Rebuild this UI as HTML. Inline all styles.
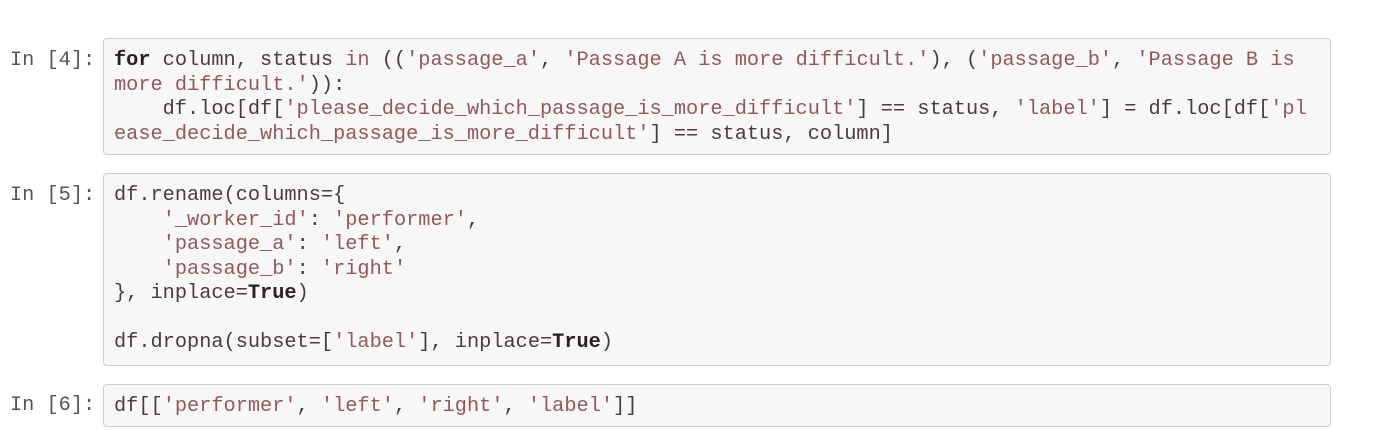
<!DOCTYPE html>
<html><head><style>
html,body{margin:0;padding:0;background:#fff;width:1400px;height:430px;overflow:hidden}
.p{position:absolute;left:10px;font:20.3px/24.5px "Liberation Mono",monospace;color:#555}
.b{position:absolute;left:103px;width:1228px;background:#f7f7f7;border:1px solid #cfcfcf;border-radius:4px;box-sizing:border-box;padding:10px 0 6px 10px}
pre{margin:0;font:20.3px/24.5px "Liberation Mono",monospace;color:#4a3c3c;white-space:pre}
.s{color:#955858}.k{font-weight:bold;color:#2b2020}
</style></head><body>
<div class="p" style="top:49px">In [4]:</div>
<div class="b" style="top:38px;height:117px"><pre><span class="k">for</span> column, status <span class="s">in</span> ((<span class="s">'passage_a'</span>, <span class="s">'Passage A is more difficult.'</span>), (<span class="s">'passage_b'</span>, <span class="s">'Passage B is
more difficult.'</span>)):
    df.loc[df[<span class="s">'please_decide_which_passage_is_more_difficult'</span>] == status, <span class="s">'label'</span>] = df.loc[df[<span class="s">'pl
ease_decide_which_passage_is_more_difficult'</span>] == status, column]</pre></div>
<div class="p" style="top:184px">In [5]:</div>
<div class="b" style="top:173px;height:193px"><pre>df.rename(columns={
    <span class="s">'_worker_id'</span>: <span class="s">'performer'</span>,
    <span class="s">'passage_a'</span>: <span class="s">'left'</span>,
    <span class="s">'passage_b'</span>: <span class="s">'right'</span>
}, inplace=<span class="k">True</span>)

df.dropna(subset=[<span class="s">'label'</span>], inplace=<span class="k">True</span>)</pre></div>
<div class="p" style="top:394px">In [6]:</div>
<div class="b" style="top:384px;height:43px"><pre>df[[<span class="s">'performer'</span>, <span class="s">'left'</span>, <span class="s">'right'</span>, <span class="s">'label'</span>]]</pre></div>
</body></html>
****************************************
* **Exercise directions**:
Copy out each line word for word, please, skipping the images.

* **Solution for this task**:
Rebuild this UI as HTML. Inline all styles.
<!DOCTYPE html>
<html><head><style>
html,body{margin:0;padding:0;background:#fff;width:1400px;height:430px;overflow:hidden}
.p{position:absolute;left:10px;font:20.3px/24.5px "Liberation Mono",monospace;color:#555}
.b{position:absolute;left:103px;width:1228px;background:#f7f7f7;border:1px solid #cfcfcf;border-radius:4px;box-sizing:border-box;padding:10px 0 6px 10px}
pre{margin:0;font:20.3px/24.5px "Liberation Mono",monospace;color:#4a3c3c;white-space:pre}
.s{color:#955858}.k{font-weight:bold;color:#2b2020}
</style></head><body>
<div class="p" style="top:49px">In [4]:</div>
<div class="b" style="top:38px;height:117px"><pre><span class="k">for</span> column, status <span class="s">in</span> ((<span class="s">'passage_a'</span>, <span class="s">'Passage A is more difficult.'</span>), (<span class="s">'passage_b'</span>, <span class="s">'Passage B is
more difficult.'</span>)):
    df.loc[df[<span class="s">'please_decide_which_passage_is_more_difficult'</span>] == status, <span class="s">'label'</span>] = df.loc[df[<span class="s">'pl
ease_decide_which_passage_is_more_difficult'</span>] == status, column]</pre></div>
<div class="p" style="top:184px">In [5]:</div>
<div class="b" style="top:173px;height:193px"><pre>df.rename(columns={
    <span class="s">'_worker_id'</span>: <span class="s">'performer'</span>,
    <span class="s">'passage_a'</span>: <span class="s">'left'</span>,
    <span class="s">'passage_b'</span>: <span class="s">'right'</span>
}, inplace=<span class="k">True</span>)

df.dropna(subset=[<span class="s">'label'</span>], inplace=<span class="k">True</span>)</pre></div>
<div class="p" style="top:394px">In [6]:</div>
<div class="b" style="top:384px;height:43px"><pre>df[[<span class="s">'performer'</span>, <span class="s">'left'</span>, <span class="s">'right'</span>, <span class="s">'label'</span>]]</pre></div>
</body></html>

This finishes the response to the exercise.